Seit letztem Jahr wird die Tagespflege als wesentlicher Bestandteil in der ambulanten Versorgung hervorgehoben und bekommt die gleiche Höhe an Sachleistungen zugesprochen wie der ambulante Pflegedienst. Konkret heißt das: Vorher mussten sich Pflegedienst und Tagespflege für jeden Pflegebedürftigen das Budget der Kasse teilen. Jetzt werden 100% Sachleistungsanspruch der jeweiligen Pflegestufe für den Pflegedienst und nochmal 100% Budget zusätzlich für die Tagespflege von der Pflegeversicherung übernommen. Die pflegebedürftigen Menschen können also länger zuhause leben und ein Heimeinzug wird verhindert bzw. hinausgezögert.
Außerdem übernimmt die Pflegeversicherung ab September die Personalkosten für die zusätzlichen Betreuungskräfte nach § 87b SGB XI in den Tagespflegen Aubing und Laim. Dadurch steht den Gästen eine weitere speziell geschulte Mitarbeiterin zur Verfügung.

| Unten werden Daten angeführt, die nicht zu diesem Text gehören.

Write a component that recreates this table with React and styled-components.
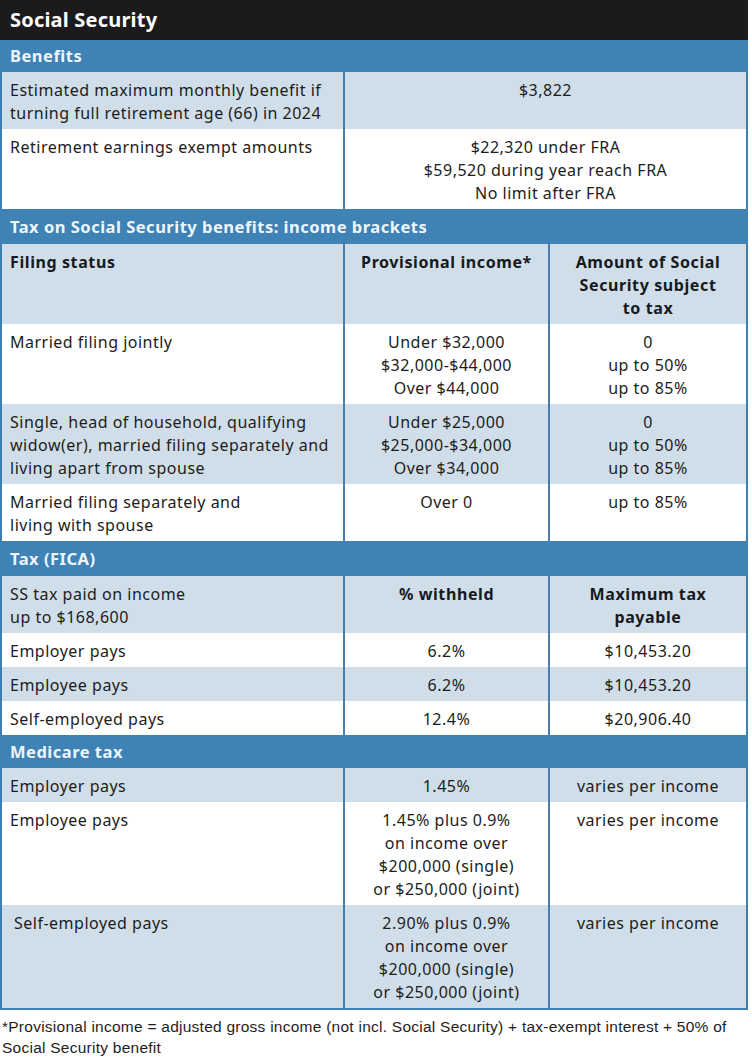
import React from 'react'
import styled, { createGlobalStyle } from 'styled-components';

const GlobalStyle = createGlobalStyle`
  body {
    margin: 0;
    background: #ffffff;
    font-family: "Noto Sans", "Open Sans", sans-serif;
    color: #1c1c1c;
  }
`

const App = () => {
    return(
    <Page>
    <GlobalStyle/>
    <TitleBar>Social Security</TitleBar>
    <Table>
      <SectionBar $h={32}>Benefits</SectionBar>
      <Row $cols={2} $shaded>
        <Cell>Estimated maximum monthly benefit if<br/>turning full retirement age (66) in 2024</Cell>
        <Cell $center>$3,822</Cell>
      </Row>
      <Row $cols={2}>
        <Cell>Retirement earnings exempt amounts</Cell>
        <Cell $center>$22,320 under FRA<br/>$59,520 during year reach FRA<br/>No limit after FRA</Cell>
      </Row>

      <SectionBar $h={35}>Tax on Social Security benefits: income brackets</SectionBar>
      <Row $shaded>
        <Cell $bold>Filing status</Cell>
        <Cell $bold $center>Provisional income*</Cell>
        <Cell $bold $center>Amount of Social<br/>Security subject<br/>to tax</Cell>
      </Row>
      <Row>
        <Cell>Married filing jointly</Cell>
        <Cell $center>Under $32,000<br/>$32,000-$44,000<br/>Over $44,000</Cell>
        <Cell $center>0<br/>up to 50%<br/>up to 85%</Cell>
      </Row>
      <Row $shaded>
        <Cell>Single, head of household, qualifying<br/>widow(er), married filing separately and<br/>living apart from spouse</Cell>
        <Cell $center>Under $25,000<br/>$25,000-$34,000<br/>Over $34,000</Cell>
        <Cell $center>0<br/>up to 50%<br/>up to 85%</Cell>
      </Row>
      <Row>
        <Cell>Married filing separately and<br/>living with spouse</Cell>
        <Cell $center>Over 0</Cell>
        <Cell $center>up to 85%</Cell>
      </Row>

      <SectionBar $h={35}>Tax (FICA)</SectionBar>
      <Row $shaded>
        <Cell>SS tax paid on income<br/>up to $168,600</Cell>
        <Cell $bold $center>% withheld</Cell>
        <Cell $bold $center>Maximum tax<br/>payable</Cell>
      </Row>
      <Row>
        <Cell>Employer pays</Cell>
        <Cell $center>6.2%</Cell>
        <Cell $center>$10,453.20</Cell>
      </Row>
      <Row $shaded>
        <Cell>Employee pays</Cell>
        <Cell $center>6.2%</Cell>
        <Cell $center>$10,453.20</Cell>
      </Row>
      <Row>
        <Cell>Self-employed pays</Cell>
        <Cell $center>12.4%</Cell>
        <Cell $center>$20,906.40</Cell>
      </Row>

      <SectionBar $h={33}>Medicare tax</SectionBar>
      <Row $shaded>
        <Cell>Employer pays</Cell>
        <Cell $center>1.45%</Cell>
        <Cell $center>varies per income</Cell>
      </Row>
      <Row>
        <Cell>Employee pays</Cell>
        <Cell $center>1.45% plus 0.9%<br/>on income over<br/>$200,000 (single)<br/>or $250,000 (joint)</Cell>
        <Cell $center>varies per income</Cell>
      </Row>
      <Row $shaded>
        <Cell $indent>Self-employed pays</Cell>
        <Cell $center>2.90% plus 0.9%<br/>on income over<br/>$200,000 (single)<br/>or $250,000 (joint)</Cell>
        <Cell $center>varies per income</Cell>
      </Row>
    </Table>
    <Footnote>*Provisional income = adjusted gross income (not incl. Social Security) + tax-exempt interest + 50% of<br/>Social Security benefit</Footnote>
    </Page>
    );
};

export default App;

const Page = styled.div`
width: 748px;
`
const TitleBar = styled.div`
height: 40px;
background-color: #1c1a1b;
color: #ffffff;
font-weight: 700;
font-size: 20px;
line-height: 40px;
padding-left: 10px;
box-sizing: border-box;
letter-spacing: 0.2px;
`
const Table = styled.div`
border-left: 2px solid #3f7fb0;
border-right: 2px solid #3f7fb0;
border-bottom: 2px solid #3f7fb0;
`
const SectionBar = styled.div`
height: ${p => p.$h}px;
line-height: ${p => p.$h}px;
background-color: #3e82b6;
color: #eef6fc;
font-weight: 700;
font-size: 16.5px;
letter-spacing: 0.5px;
margin: 0 -2px;
padding-left: 10px;
`
const Row = styled.div`
display: grid;
grid-template-columns: ${p => p.$cols === 2 ? '341px 1fr' : '341px 205px 1fr'};
background-color: ${p => p.$shaded ? '#d0dee9' : '#ffffff'};
`
const Cell = styled.div`
padding: 7px ${p => p.$center ? '4px' : '6px'} 4px ${p => p.$indent ? '12px' : p.$center ? '4px' : '8px'};
font-size: 16px;
line-height: 23px;
letter-spacing: ${p => p.$bold ? '0.6px' : '0.5px'};
font-weight: ${p => p.$bold ? 700 : 400};
text-align: ${p => p.$center ? 'center' : 'left'};
white-space: nowrap;
color: ${p => p.$bold ? '#161a20' : '#1c1c1c'};
& + & {
  border-left: 2px solid #4a7dab;
}
`
const Footnote = styled.p`
margin: 0;
padding: 6px 0 0 2px;
font-family: "Liberation Sans", Arial, sans-serif;
font-size: 15.5px;
line-height: 21px;
letter-spacing: 0.25px;
color: #1e1e1e;
`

Wird der Besuch einer Tagespflege nun möglich ohne große finanzielle Eigenleistung?
Wie auch im stationären Bereich übernimmt die Pflegeversicherung bei einem Besuch der Tagespflege nur Kosten für den pflegebedingten Aufwand und für den Fahrdienst. Die Kosten für Unterkunft und Verpflegung sowie die Investitionskosten (insgesamt 20,58 Euro täglich) werden als Eigenleistung berechnet. Diese Eigenanteilrechnung können die Tagespflegegäste jedoch bei ihrer Pflegekasse einreichen und bekommen über die zusätzlichen Betreuungsleistungen bis zu 208 Euro pro Monat erstattet.
Werden Demenzkranke mit der Anpassung des Gesetzes endlich besser berücksichtigt?
Ganz klar ja! Bisher spielt die körperliche Verfassung eine wesentliche Rolle in der Begutachtung für die Pflegebedürftigkeit. Natürlich bleibt die Mobilität auch weiterhin wesentlicher Bestandteil, aber die kognitiven und kommunikativen Fähigkeiten, sowie die Verhaltensweisen und psychischen Auffälligkeiten bekommen eine stärkere Gewichtung. Insgesamt geht die gesamte Beurteilung weg von dem statischen Abfragen von Fähigkeiten hin zu einer ganzheitlichen Beurteilung der Fähigkeiten eines Menschen.